During associative learning, animals learn to change their behavior in response to a particular stimulus that would otherwise have a neutral influence on behavior. For example, if an animal such as a fruit fly learns to associate a particular odor with a punishing stimulus, the odor itself can become repulsive. Conversely, an odor associated with a reward can become attractive. Despite its relatively modest brain complexity, the fruit fly larva is able to perform such associative-learning tasks. Because of its neuronal simplicity and the fact that it can be genetically manipulated, the fruit fly offers a favorable study case to address a principal question in the field of learning and behavior: Which neurons attribute attractive or aversive values to so-called neutral stimuli, such as odors, in the course of associative learning?
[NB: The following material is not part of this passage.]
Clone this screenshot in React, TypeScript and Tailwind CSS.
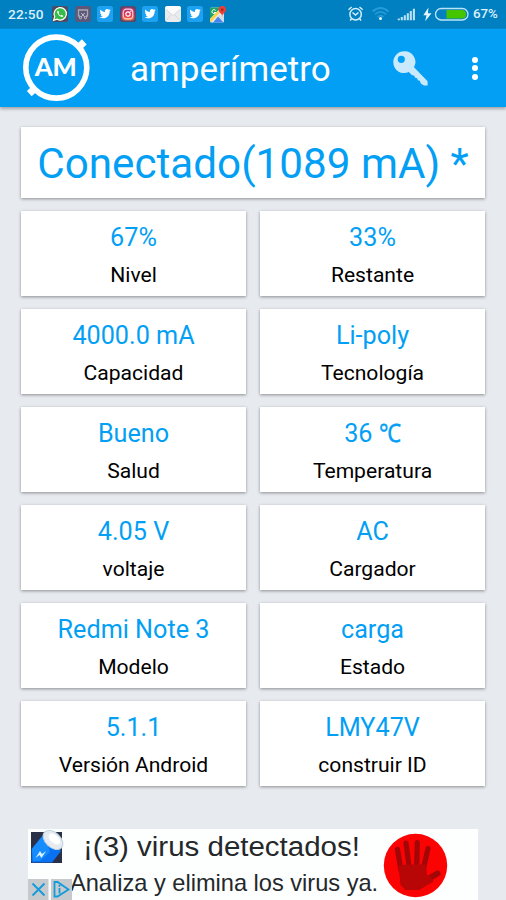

Past work had indicated that certain neurotransmitters played key roles in assigning attractive or aversive values to neutral stimuli--for example, neurons expressing dopamine are required for aversive learning, whereas neurons expressing another neurotransmitter, octopamine, are required for appetitive learning (association of a stimulus with a reward). However, it was unclear whether a common set of neurons were responsible, or whether attractive and aversive values were assigned to neutral stimuli by independent sets of neurons.
To tackle this question, the researchers engineered transgenic fruit flies that express in distinct nerve cells a special ion channel, "channelrhodopsin-2," whose activity is light-sensitive (the protein is normally found in green algae). As a result of expressing channelrhodopsin-2, neurons could be activated simply by illuminating fruit fly larvae with blue light. This tool allowed the researchers to test whether such an activation of certain neurons can actually substitute for external stimuli--for example, reward or punishment--in an associative-learning experiment. The researchers found that if an odor is presented while a group of dopamine-releasing neurons are experimentally light-activated, the larvae learn to avoid this odor in a later test, despite the fact that no negative stimulus was presented to the larvae along with the odor. Conversely, if an odor is presented while a different group of neurons--releasing octopamine and/or tyramine--are experimentally light-activated, the odor becomes attractive. These findings demonstrate that antagonistic subsets of neurons are responsible for assigning positive or negative values to odor stimuli. It will be of interest to see whether this principal concept of antagonistic neuronal populations mediating positive or negative values during learning holds true for much more complex mammalian brains as well.